東京に行くのは年に1回か2回。そこで経験する時間は、地元での時間と全く異なる。非日常を満喫しに行っている私のような人間は、そこで日常を過ごしている人から見ると滑稽に見えるかもしれない。だけど、旅人の側がそれを気にしすぎるのは無意味だと思う。溶け込まない存在としてかの地をうろつくのが楽しいんだ。そうしていると、東京にいながらも岩手のことをすごく意識する。
今回の旅の本題(のひとつ)はSylvain Barou & Ronan Pellenのコンサートとワークショップ。Sylvainの笛のエネルギーとコントロールは、CDやインターネットの音源から感じ取った以上に圧倒的だった。
ワークショップではアイリッシュを少し、ブルトンを少し、それからフルートの演奏に関する基本をかなり丁寧に説明していただいた。Sylvainはアイリッシュとブルトンで、吹き方も装飾音も切り替えているようだ。そういう丁寧さの積み重ねが、あのダイナミックなスタイルを作り上げているかと思うと恐れ入る。
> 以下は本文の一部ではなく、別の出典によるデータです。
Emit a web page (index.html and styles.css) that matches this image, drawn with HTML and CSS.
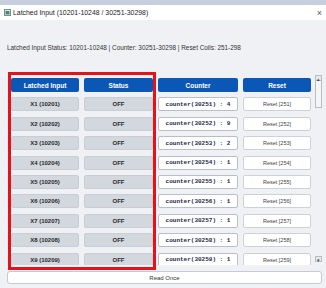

ブルターニュの音楽は、これまで漫然と聴いていたが、演奏のスタイルや曲の種類などわからないことが多く、とっつきにくく感じていた。まだわからないことだらけだが、実際に演奏してみたことで、ずっと身近に感じられるようになったのはとても良かった。
それから、ワークショップに集まっていた奏者のレベルの高いことに驚いた。勇んで参加したこちらが恥じ入るようだった。うっかり経験年数を訊いたりすると、自分はこれまで何をやっていたんだ、と考えさせられる。
もうひとつ驚いたのは、戻ってきてからフルートがすごく安定して鳴らせるようになったことだ。正直なところ、情報として教わったことはまだ十分に消化しきれていないと思う。なのになにかが変わったという感触がある。不思議なものだ。
あまり人に教わるということをしてこなかったが、もしかすると、こういう魔法があるのかもしれない。現地に足繁く通う財力も時間もないが、せめて今回のようなチャンスは逃さないようにしようと思った。